A complete treatise of electricity in theory and practice

with original experiments

1777, London, Edward and Charles Dilly

First Edition

₩1,372,000 KRW

Overview

First edition of the author's first substantial scientific publication, and one of the most important English-language treatises on electricity of the 18th century, when discoveries about electricity (linked to figures like Franklin and Volta, and to devices such as Leyden jars, lightning rods, and electrometers) were being organized into a clearer, teachable system. Published just two years before his election as Fellow of the Royal Society in 1779, the Treatise established his reputation as the foremost English-language systematizer of electrical knowledge, thanks to its disciplined arrangement of a rapidly expanding field: electricity becoming not only a subject of wonder, but a practical, illustrated, and increasingly standardized science.

Inside the book

The treatise is divided into four parts, reflecting the author's conviction that the science could be presented with full rigour only by separating established fact from hypothesis, and both from practical instruction. Part I, "Fundamental Laws of Electricity," treats basic terminology, electrics and conductors, positive and negative electricity, methods of excitation, communicated electricity, the Leyden phial, atmospheric electricity, practical advantages, and a summary of principal properties. Part II, "Theory of Electricity," is expressly hypothetical, with the preface noting that this section relates "not to facts, but to opinions" and that the "great improbability of most of these hypotheses" kept it brief. Part III, "Practical Electricity," covers apparatus, machine design, components, experimental setup, attraction and repulsion, electric light, the Leyden phial, charged electrics, lightning conductors, the electrical battery, and further properties of the Leyden phial. Part IV, "New Experiments in Electricity," presents the author's contributions: the electrical kite and kite experiments, atmospheric and rain electrometers, the electrophorus, a machine for producing perpetual electricity, experiments on colours, and promiscuous experiments.
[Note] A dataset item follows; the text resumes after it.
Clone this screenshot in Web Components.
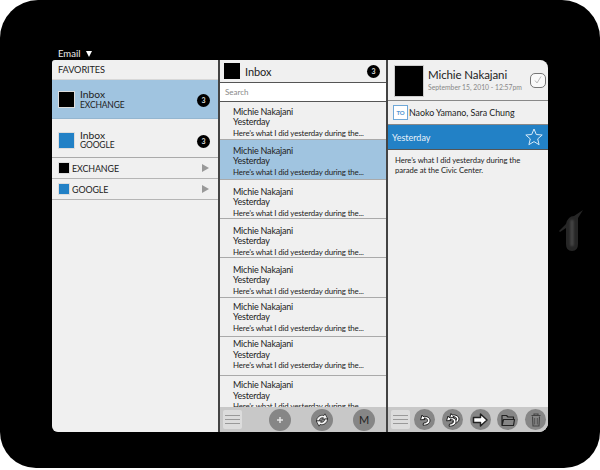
<!DOCTYPE html>
<html>
<head>
<meta charset="utf-8">
<style>
  html, body { margin: 0; background: #fff; }
  body { font-family: Lato, "Liberation Sans", sans-serif; color: #222; }
</style>
</head>
<body>
<tablet-frame>
  <span slot="status">Email</span>
  <folder-pane></folder-pane>
  <message-list></message-list>
  <message-view></message-view>
</tablet-frame>

<script>
  const CURL = 'M7 5L5.500 9.800L10 9.500L9 8C11 8 12.500 9 12.500 10.500C12.500 12 11 13 8.500 13L8 15.200C12 15.500 15 13.500 15 10.500C15 7.500 12 6 8 6.500Z';
  const ARC = 'M4.500 11C4.500 7 8.500 4.500 12 5.500L13 3.800L15.800 9L10.500 9.300L11.500 7.800C9 7.300 7.300 8.800 7.300 11Z';

  const ICONS = {
    plus: '<path d="M10 7v6M7 10h6" stroke="#e4e4e4" stroke-width="1.500" fill="none"/>',
    sync: `<path d="${ARC}" fill="#f4f4f4" stroke="#222" stroke-width=".8"/><path d="${ARC}" transform="rotate(180 10 10)" fill="#f4f4f4" stroke="#222" stroke-width=".8"/>`,
    reply: `<path d="${CURL}" fill="#fff" stroke="#222" stroke-width="1"/>`,
    replyall: `<path d="${CURL}" transform="translate(2 -1.500)" fill="#fff" stroke="#222" stroke-width="1"/><path d="${CURL}" transform="translate(-1 1)" fill="#fff" stroke="#222" stroke-width="1"/>`,
    forward: '<path d="M3.500 7.500h7v-3.500l6.500 6-6.500 6v-3.500h-7z" fill="#fff" stroke="#222" stroke-width="1.500" stroke-linejoin="round"/>',
    folder: '<path d="M4 15.500V5.500h4.500l1.500 1.500h5.500v2.500M4 15.500h11.500l1-6H5.500z" fill="none" stroke="#222" stroke-width="1.200" stroke-linejoin="round"/>',
    trash: '<path d="M5.500 5.500h9M8 5V4h4v1M6.500 6.500l.5 9.500h6l.5-9.500" fill="none" stroke="#444" stroke-width="1.100"/><path d="M8.700 8v6.500M11.300 8v6.500" stroke="#444" stroke-width=".8"/>'
  };

  class TabletFrame extends HTMLElement {
    constructor() {
      super();
      this.attachShadow({ mode: 'open' });
      this.shadowRoot.innerHTML = `
        <style>
          :host { display: block; width: 600px; height: 470px; position: relative; overflow: hidden; }
          .shell { box-sizing: border-box; width: 600px; height: 468px; background: #000; border-radius: 38px 38px 36px 36px; padding: 48px 52px 0; }
          .status { height: 12px; padding-left: 6px; display: flex; align-items: center; gap: 6px; color: #eee; font-size: 9.500px; line-height: 12px; }
          .status i { width: 0; height: 0; border-left: 3.500px solid transparent; border-right: 3.500px solid transparent; border-top: 6.500px solid #fff; }
          .screen { height: 372px; display: grid; grid-template-columns: 166px 1fr 160px; gap: 2px; background: #444; border-radius: 3px 8px 9px 6px; overflow: hidden; }
          .grip { position: absolute; left: 556px; top: 206px; }
        </style>
        <div class="shell">
          <div class="status"><slot name="status"></slot><i></i></div>
          <div class="screen"><slot></slot></div>
        </div>
        <svg class="grip" width="30" height="50" viewBox="0 0 30 50">
          <path d="M3 25L10 18Q12 10 18 10L27 4L22 12V38Q22 45 16 45Q10 45 10 38V22L4 26Z" fill="#262626" style="filter: blur(.6px)"/>
          <path d="M16 14V40" stroke="#4a4a4a" stroke-width="3" style="filter: blur(1px)"/>
        </svg>`;
    }
  }

  class UnreadBadge extends HTMLElement {
    constructor() {
      super();
      this.attachShadow({ mode: 'open' });
      this.shadowRoot.innerHTML = `
        <style>
          :host { display: flex; align-items: center; justify-content: center; width: 13px; height: 13px; border-radius: 50%; background: #000; color: #ddd; font-size: 7px; line-height: 13px; font-weight: 700; flex: none; }
        </style>
        <slot></slot>`;
    }
  }

  class FolderPane extends HTMLElement {
    constructor() {
      super();
      this.attachShadow({ mode: 'open' });
      this.shadowRoot.innerHTML = `
        <style>
          :host { display: block; background: #f0f0f0; color: #222; }
          .title { height: 19px; padding-left: 6px; line-height: 20px; border-bottom: 1px solid #d8d8d8; font-size: 9.200px; letter-spacing: -.1px; }
          .inbox { display: flex; align-items: center; box-sizing: border-box; height: 39px; padding: 1px 8px 0 6px; }
          .inbox.on { background: #a0c4e0; border-bottom: 1px solid #94b6d0; }
          .inbox.plain { border-bottom: 1px solid #aaa; padding-top: 4px; }
          .sq { width: 17px; height: 17px; background: #000; border: 1px solid #ddd; box-sizing: border-box; margin-right: 5px; flex: none; }
          .sq.blue { background: #2281c6; }
          .names { flex: 1; }
          .names b { display: block; font-weight: 400; font-size: 10.300px; line-height: 10.500px; }
          .names span { display: block; font-size: 8.500px; line-height: 10.500px; letter-spacing: -.15px; }
          unread-badge { margin-top: 2px; }
          .acct { display: flex; align-items: center; height: 20px; padding: 0 6px; border-bottom: 1.500px solid #b5b5b5; font-size: 8.900px; letter-spacing: -.1px; }
          .acct .sq { width: 12px; height: 12px; margin-right: 2px; }
          .acct span { flex: 1; }
          .tri { width: 0; height: 0; border-left: 7px solid #999; border-top: 4px solid transparent; border-bottom: 4px solid transparent; margin-right: 3px; }
        </style>
        <div class="title">FAVORITES</div>
        <div class="inbox on"><div class="sq"></div><div class="names"><b>Inbox</b><span>EXCHANGE</span></div><unread-badge>3</unread-badge></div>
        <div class="inbox plain"><div class="sq blue"></div><div class="names"><b>Inbox</b><span>GOOGLE</span></div><unread-badge>3</unread-badge></div>
        <div class="acct"><div class="sq"></div><span>EXCHANGE</span><div class="tri"></div></div>
        <div class="acct"><div class="sq blue"></div><span>GOOGLE</span><div class="tri"></div></div>`;
    }
  }

  class MailRow extends HTMLElement {
    constructor() {
      super();
      this.attachShadow({ mode: 'open' });
      this.shadowRoot.innerHTML = `
        <style>
          :host { display: block; box-sizing: border-box; height: var(--h, 39px); padding: var(--pad, 5px) 0 0 13px; border-bottom: 1px solid #aaa; overflow: hidden; background: #f0f0f0; line-height: 10.500px; color: #222; }
          :host([active]) { background: #a0c4e0; }
          .big { font-size: 9px; letter-spacing: -.2px; }
          .snip { font-size: 7.900px; letter-spacing: -.13px; white-space: nowrap; }
        </style>
        <div class="big">Michie Nakajani</div>
        <div class="big">Yesterday</div>
        <div class="snip">Here’s what I did yesterday during the...</div>`;
    }
  }

  class ToolBar extends HTMLElement {
    constructor() {
      super();
      this.attachShadow({ mode: 'open' });
      this.shadowRoot.innerHTML = `
        <style>
          :host { display: flex; align-items: center; height: 25px; background: #c8c8c8; padding: 0 3px; }
          .menu { width: 19px; height: 19px; background: #dcdcdc; border-radius: 2px; display: flex; flex-direction: column; justify-content: center; gap: 3px; align-items: center; flex: none; }
          .menu i { width: 15px; height: 1px; background: #999; }
          .btns { display: flex; flex: 1; align-items: center; }
        </style>
        <div class="menu"><i></i><i></i><i></i></div>
        <div class="btns"><slot></slot></div>`;
    }
  }

  class ToolButton extends HTMLElement {
    constructor() {
      super();
      this.attachShadow({ mode: 'open' });
      const icon = ICONS[this.getAttribute('icon')] || '';
      this.shadowRoot.innerHTML = `
        <style>
          :host { display: flex; align-items: center; justify-content: center; width: var(--size, 22px); height: var(--size, 22px); border-radius: 50%; background: #868686; flex: none; font-size: 11px; color: #222; }
          svg { width: 20px; height: 20px; display: block; }
        </style>
        ${icon ? `<svg viewBox="0 0 20 20">${icon}</svg>` : '<slot></slot>'}`;
    }
  }

  class MessageList extends HTMLElement {
    constructor() {
      super();
      this.attachShadow({ mode: 'open' });
      // row heights and text offsets are uneven in the mockup
      const sizes = [[38, 4.6], [40, 5.5], [39, 6.5], [39, 6.5], [40, 6.5], [39, 3.5], [39, 2], [39, 4.3]];
      const rows = sizes.map(([h, pad], i) =>
        `<mail-row style="--h:${h}px;--pad:${pad}px" ${i === 1 ? 'active' : ''}></mail-row>`).join('');
      this.shadowRoot.innerHTML = `
        <style>
          :host { display: flex; flex-direction: column; background: #f0f0f0; min-height: 0; overflow: hidden; }
          .head { display: flex; align-items: center; height: 22px; flex: none; padding: 0 6px 0 4px; font-size: 11px; letter-spacing: -.1px; color: #222; border-bottom: 1px solid #555; }
          .head .sq { width: 16px; height: 16px; background: #000; margin-right: 5px; }
          .head span { flex: 1; }
          .search { height: 18px; flex: none; background: #fff; border-bottom: 1px solid #555; padding-left: 5px; font-size: 8px; line-height: 18px; color: #888; }
          .rows { flex: 1; min-height: 0; overflow: hidden; }
          tool-bar { flex: none; }
          .sp { width: 20px; flex: none; }
        </style>
        <div class="head"><div class="sq"></div><span>Inbox</span><unread-badge>3</unread-badge></div>
        <div class="search">Search</div>
        <div class="rows">${rows}</div>
        <tool-bar>
          <span class="sp" style="width:27px"></span>
          <tool-button icon="plus"></tool-button>
          <span class="sp"></span>
          <tool-button icon="sync"></tool-button>
          <span class="sp"></span>
          <tool-button>M</tool-button>
        </tool-bar>`;
    }
  }

  class MessageView extends HTMLElement {
    constructor() {
      super();
      this.attachShadow({ mode: 'open' });
      this.shadowRoot.innerHTML = `
        <style>
          :host { display: flex; flex-direction: column; background: #f0f0f0; color: #222; min-height: 0; }
          .from { display: flex; align-items: center; flex: none; padding: 1px 2px 0 6px; box-sizing: border-box; height: 41px; border-bottom: 1px solid #888; }
          .pic { width: 30px; height: 32px; background: #000; border: 1px solid #ccc; box-sizing: border-box; margin-right: 4px; flex: none; }
          .who { flex: 1; white-space: nowrap; }
          .who b { display: block; font-weight: 400; font-size: 11.500px; letter-spacing: -.1px; line-height: 14px; }
          .who small { display: block; font-size: 6.800px; line-height: 11px; color: #888; }
          .check { width: 16px; height: 15px; border: 1.500px solid #777; border-radius: 5px; background: #fafafa; box-sizing: border-box; flex: none; margin-top: -1px; }
          .check svg { display: block; }
          .to { display: flex; align-items: center; height: 23px; flex: none; padding-left: 5px; font-size: 8.900px; letter-spacing: -.05px; border-bottom: 1px solid #888; }
          .to i { width: 15px; height: 15px; border: 1px solid #6fa8d8; box-sizing: border-box; background: #fff; color: #4f93cf; font: 700 6px/13px Lato, sans-serif; text-align: center; margin-right: 1px; flex: none; }
          .subj { display: flex; align-items: center; justify-content: space-between; height: 24px; flex: none; background: #2281c6; color: #e8f2fa; font-size: 9px; padding: 0 5px 0 4px; border-bottom: 1px solid #555; }
          .body { flex: 1; padding: 5px 7px; font-size: 7.700px; letter-spacing: -.05px; line-height: 10px; }
          tool-bar { flex: none; --size: 21px; padding-right: 2px; }
          .sp { flex: 1; }
        </style>
        <div class="from">
          <div class="pic"></div>
          <div class="who"><b>Michie Nakajani</b><small>September 15, 2010 - 12:57pm</small></div>
          <div class="check"><svg width="13" height="12" viewBox="0 0 13 12"><path d="M4 6.500l2 2.500 4-6.500" fill="none" stroke="#bbb" stroke-width="1"/></svg></div>
        </div>
        <div class="to"><i>TO</i><span>Naoko Yamano, Sara Chung</span></div>
        <div class="subj"><span>Yesterday</span>
          <svg width="18" height="18" viewBox="0 0 18 18"><path d="M9 1l2.300 5.500 5.900.5-4.500 3.900 1.400 5.800L9 13.600 3.900 16.700l1.400-5.800L.8 7l5.900-.5z" fill="none" stroke="#d8ebf8" stroke-width="1"/></svg>
        </div>
        <div class="body">Here’s what I did yesterday during the parade at the Civic Center.</div>
        <tool-bar>
          <span class="sp" style="flex:none;width:4px"></span>
          <tool-button icon="reply"></tool-button><span class="sp"></span>
          <tool-button icon="replyall"></tool-button><span class="sp"></span>
          <tool-button icon="forward"></tool-button><span class="sp"></span>
          <tool-button icon="folder"></tool-button><span class="sp"></span>
          <tool-button icon="trash"></tool-button>
        </tool-bar>`;
    }
  }

  customElements.define('unread-badge', UnreadBadge);
  customElements.define('tool-button', ToolButton);
  customElements.define('tool-bar', ToolBar);
  customElements.define('mail-row', MailRow);
  customElements.define('folder-pane', FolderPane);
  customElements.define('message-list', MessageList);
  customElements.define('message-view', MessageView);
  customElements.define('tablet-frame', TabletFrame);
</script>
</body>
</html>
The introduction traces the history from Theophrastus and amber through William Gilbert (hailed as the father of the science), Boyle, Otto von Guericke, Newton, Hawkesbee, and Stephen Grey, whose rediscovery marks the "true flourishing era." The three folding copperplates, engraved by John Lodge after drawings by T. Conde, depict machines, Leyden jars, electrometers, conductors, kite apparatus, and related instruments. The work went through three further editions in the author's lifetime, the second in 1782 and the third in three volumes between 1786 and 1795, each substantially enlarged, and remained a standard reference for both neophytes and advanced experimenters.

Why La Fenice chose it

Cavallo's treatise tames electricity's chaos into elegant order, complete with gleaming instruments and bold ideas: Enlightenment curiosity wired into a beautifully teachable form - for the first time.

Condition Report

Pp. [1] f.e., xvi, viii, 412 [4], III folded plates

Contemporary light blue boards, with slight signs of wear. Uncut, very light foxing at limited leaves. Pp. 41-48 omitted in pagination, as customary. In excellent condition.

Dimensions (inches): 9 x 6 x 1 1/2

About the author

Tiberio Cavallo (1749-1809) was a Neapolitan-born physicist known for work on electrostatic instruments. He emigrated to London in 1771 intending to pursue banking and commerce, but soon abandoned mercantile life entirely for experimental natural philosophy.